Well, all this should alert you to some of the weighing problems you can encounter. Although the actual weighing takes but a few minutes, the results will become part of your aircraft records forever . . . unless, that is, you decide one day to re-weigh the airplane.

Why would anyone re-weigh his airplane in a year or two? Because it is a good idea.

Aircraft, like people, seem to pick up weight with time.

When an airplane is first weighed it will be lighter than it will ever be again.
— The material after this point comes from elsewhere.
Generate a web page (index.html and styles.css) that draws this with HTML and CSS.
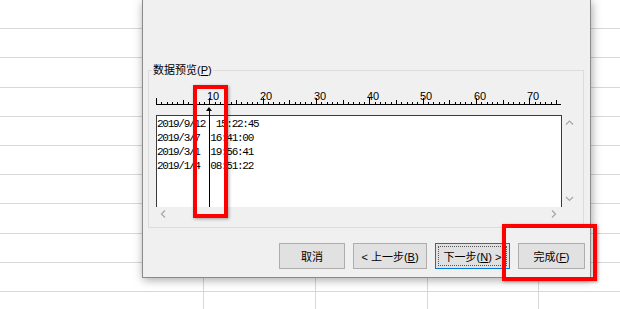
FILE: index.html
```html
<!DOCTYPE html>
<html lang="zh-CN">
<head>
    <meta charset="UTF-8">
    <meta name="viewport" content="width=device-width, initial-scale=1.0">
    <title>文本导入向导</title>
    <link rel="stylesheet" href="styles.css">
</head>
<body>

<div class="dialog">
    <fieldset class="group">
        <legend>数据预览(<u>P</u>)</legend>
        <div class="preview">
            <svg class="ruler" width="410" height="29" viewBox="0 0 410 29">
                <path class="ticks" d="M0 18.5H405
                    M5.5 16v2M11.5 16v2M16.5 16v2M21.5 16v2M32.5 16v2M37.5 16v2M43.5 16v2M48.5 16v2
                    M59.5 16v2M64.5 16v2M69.5 16v2M75.5 16v2M85.5 16v2M91.5 16v2M96.5 16v2M101.5 16v2
                    M112.5 16v2M117.5 16v2M123.5 16v2M128.5 16v2M139.5 16v2M144.5 16v2M149.5 16v2M155.5 16v2
                    M165.5 16v2M171.5 16v2M176.5 16v2M181.5 16v2M192.5 16v2M197.5 16v2M203.5 16v2M208.5 16v2
                    M219.5 16v2M224.5 16v2M229.5 16v2M235.5 16v2M245.5 16v2M251.5 16v2M256.5 16v2M261.5 16v2
                    M272.5 16v2M277.5 16v2M283.5 16v2M288.5 16v2M299.5 16v2M304.5 16v2M309.5 16v2M315.5 16v2
                    M325.5 16v2M331.5 16v2M336.5 16v2M341.5 16v2M352.5 16v2M357.5 16v2M363.5 16v2M368.5 16v2
                    M379.5 16v2M384.5 16v2M389.5 16v2M395.5 16v2
                    M27.5 14v4M80.5 14v4M133.5 14v4M187.5 14v4M240.5 14v4M293.5 14v4M347.5 14v4M400.5 14v4
                    M0.5 12v6M53.5 12v6M107.5 12v6M160.5 12v6M213.5 12v6M267.5 12v6M320.5 12v6M373.5 12v6"/>
                <text x="57" y="14">10</text>
                <text x="110" y="14">20</text>
                <text x="164" y="14">30</text>
                <text x="217" y="14">40</text>
                <text x="270" y="14">50</text>
                <text x="324" y="14">60</text>
                <text x="377" y="14">70</text>
            </svg>
            <div class="grid">
                <div class="data">
                    <div>2019/9/12  15:22:45</div>
                    <div>2019/3/7  16:41:00</div>
                    <div>2019/3/1  19:56:41</div>
                    <div>2019/1/4  08:51:22</div>
                </div>
                <div class="vscroll">
                    <svg width="18" height="92">
                        <polyline points="4,9.5 7.5,6 11,9.5"/>
                        <polyline points="4,82 7.5,85.5 11,82"/>
                    </svg>
                </div>
                <div class="hscroll">
                    <svg width="406" height="15">
                        <polyline points="9,3.5 5.5,7 9,10.5"/>
                        <polyline points="396,3.5 399.5,7 396,10.5"/>
                    </svg>
                </div>
                <div class="corner"></div>
            </div>
            <div class="break"></div>
        </div>
    </fieldset>

    <div class="buttons">
        <button class="btn btn-cancel">取消</button>
        <button class="btn btn-back">&lt; 上一步(<u>B</u>)</button>
        <button class="btn btn-next">下一步(<u>N</u>) &gt;</button>
        <button class="btn btn-finish">完成(<u>F</u>)</button>
    </div>
</div>

<div class="mark mark-col"></div>
<div class="mark mark-finish"></div>

</body>
</html>
```

FILE: styles.css
```css
html {
    background: #fff;
}
body {
    margin: 0;
    width: 620px;
    height: 309px;
    overflow: hidden;
    position: relative;
    font-family: "Liberation Sans", "Noto Sans CJK SC", sans-serif;
    background-color: #fff;
    background-image:
        linear-gradient(to right,
            transparent 203px, #d8d8d8 203px, #d8d8d8 204px, transparent 204px,
            transparent 315px, #d8d8d8 315px, #d8d8d8 316px, transparent 316px,
            transparent 427px, #d8d8d8 427px, #d8d8d8 428px, transparent 428px,
            transparent 538px, #d8d8d8 538px, #d8d8d8 539px, transparent 539px),
        repeating-linear-gradient(to bottom, transparent 0, transparent 28.2px, #d8d8d8 28.2px, #d8d8d8 29.2px);
}

/* dialog window over the sheet */
.dialog {
    position: absolute;
    left: 142px;
    top: 0;
    width: 449px;
    height: 278px;
    box-sizing: border-box;
    border: 1px solid #8a8a8a;
    border-top: 0;
    background: #f0f0f0;
    box-shadow: 1px 2px 9px rgba(0,0,0,0.35);
    padding: 63px 6px 0 5px;
}

.group {
    margin: 0;
    padding: 0 3px 5px 7px;
    border: 1px solid #dcdcdc;
    min-width: 0;
}
.group legend {
    padding: 0 1px;
    margin-left: -4px;
    font-size: 11px;
    line-height: 14px;
    color: #000;
}

.preview {
    position: relative;
    padding-top: 9px;
}
.ruler {
    display: block;
}
.ruler .ticks {
    stroke: #000;
    stroke-width: 1;
    fill: none;
}
.ruler text {
    font-family: "Liberation Sans", Arial, sans-serif;
    font-size: 11px;
    text-anchor: middle;
    fill: #000;
}

.grid {
    display: grid;
    grid-template-columns: 406px 18px;
    grid-template-rows: 92px 15px;
}
.data {
    background: #fff;
    border: 1px solid #3a3a3a;
    border-bottom: 0;
    padding-top: 1px;
    font-family: "Liberation Mono", monospace;
    font-size: 11px;
    line-height: 14px;
    letter-spacing: -1.267px;
    color: #000;
}
.data div {
    white-space: pre;
}
.vscroll svg, .hscroll svg {
    display: block;
}
.vscroll polyline, .hscroll polyline {
    fill: none;
    stroke: #a6a6a6;
    stroke-width: 1.2;
}

/* column break marker */
.break {
    position: absolute;
    left: 53px;
    top: 32px;
    width: 1px;
    height: 98px;
    background: #000;
}
.break::before {
    content: "";
    position: absolute;
    left: -3px;
    top: -2px;
    border-left: 3.5px solid transparent;
    border-right: 3.5px solid transparent;
    border-bottom: 4px solid #000;
}

.buttons {
    display: flex;
    justify-content: flex-end;
    gap: 8px;
    margin-top: 15px;
    margin-right: -1px;
}
.btn {
    height: 26px;
    box-sizing: border-box;
    border: 1px solid #adadad;
    background: #e1e1e1;
    font-family: "Liberation Sans", "Noto Sans CJK SC", sans-serif;
    font-size: 11px;
    color: #000;
    padding: 0;
}
.btn-cancel { width: 66px; }
.btn-back { width: 74px; }
.btn-next {
    width: 75px;
    border-color: #0078d7;
    outline: 1px dotted #555;
    outline-offset: -4px;
}
.btn-finish { width: 67px; }

/* red annotation boxes */
.mark {
    position: absolute;
    box-sizing: border-box;
    border: 4px solid #f00;
    box-shadow: 1px 1px 3px rgba(0,0,0,0.35);
}
.mark-col {
    left: 193px;
    top: 85px;
    width: 35px;
    height: 133px;
}
.mark-finish {
    left: 502px;
    top: 224px;
    width: 95px;
    height: 57px;
}
```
Where does this additional weight come from? Well, there are mud daubers, and there are accumulations of dust and dirt. But that is not all. Your airplane will gradually acquire and be carrying around more "onboard equipment" than you would suspect. How about maps and charts, sick bags, a small tool kit, tie downs, airport directory and loran manuals, log books, cleaning rags, and maybe an added radio or transponder/encoder, an intercom, ELT, fire extinguisher, a couple of new instruments, extra cushions, etc. Now, do you believe it?

A well equipped high performance aircraft is more likely to suffer from this gradual weight growth than a simple homebuilt.

For example, a local Glasair when reweighed recently was found to have picked up 147 pounds over a span of 3 years. That increased its empty weight from the original 1,174 pounds to 1,321!

How does such a weight increase affect the CG? That could be a worrisome thing under some load combinations of fuel, passenger and baggage.

It is something you should know, isn't it?

In short, it is most important that you do weigh your airplane, and do it as accurately as you can with the scales you have to work with.